Malta lags behind the rest of the eurozone in passing through the European Central Bank’s (ECB) increases to its interest rates on to domestic commercial and mortgage loans, but neither the ECB nor the Central Bank of Malta (CBM) will interfere in local banks’ decisions, says CBM Governor Edward Scicluna.
New research conducted by the CBM shows that Malta’s pass-through rate – the ratio of local rate increases to ECB rate increases – is the lowest in Europe.
The mortgage pass-through rate is 0.09 – meaning that home loan interest rates have only risen by 0.09 per cent for every one per cent increase in the ECB’s rates. Only Ireland’s stands comparatively low, at around 0.13.
When it comes to commercial loans, however, Malta’s pass-through rate, at 0.2, is far below second-placed Ireland’s which is around 0.64.
The higher pass-through rate Malta registers in commercial lending means that commercial loans have increased more quickly than have mortgage rates.
In April, APS Chief Risk Officer Giovanni Bartolotta noted that both home and commercial loan rates were higher than they were in Europe over the last years. However, they have also increased far less significantly over the last year.
In other words, credit in Malta is stable, but it only became (somewhat) cheap in the last few months.
In fact, when it comes to commercial lending, local rates are still higher than the Euro area average, despite registering the lowest increases by a wide margin.

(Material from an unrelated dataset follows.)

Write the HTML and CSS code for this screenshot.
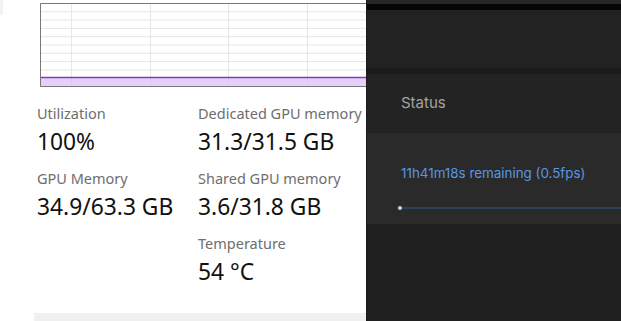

This shows that commercial rates have tended to be high in Malta, and even the far larger increases in commercial interest rates registered in other eurozone countries over the last year have failed to bring them to the level seen locally, which is the eighth highest in the area.
When it comes to mortgages, the picture is rosier for borrowers in Malta, who now benefit from the lowest home loan rates in Europe. A welcome respite, since Maltese home buyers have been subject to rates markedly higher than elsewhere in the currency area since at least 2015.
A recent report found that an increase in the mortgage rate of just 1.2 per cent would price median income households of the market – so local banks arguably have little leeway in this matter.
The low pass-through rate is largely due to local banks’ high level of customer deposits, which shield the local market from the steep interest rate increases seen across Europe.
Speaking to BusinessNow.mt, Professor Scicluna notes that “it is up to each bank, depending on the resulting market conditions, its liquidity situation, and competitiveness to decide whether it would want to change its deposit and lending rates,” adding that “neither the CBM nor the ECB will interfere in this decision”.
Since the rate hikes are the primary mechanism by which the ECB is fighting inflation, Malta’s low pass-through rate effectively mutes this mechanism’s effectiveness on the local economy.
Inflation in Malta has instead largely been kept in check through fiscal policy, not monetary policy, thanks to the Government’s subsidisation of energy and fuel to the tune of €600 million a year – about 10 per cent of its total budget.
However, Professor Scicluna warns that “the fiscal expansionary measure will lead to further fuelling of inflation unless the resulting deficit is not reigned in.”
Similarly, the European Commission has also encouraged Malta to wind down this subsidy, although the Government has so far given no indication of any intention to do so, opting to balance the books by toughening its stance on tax evasion.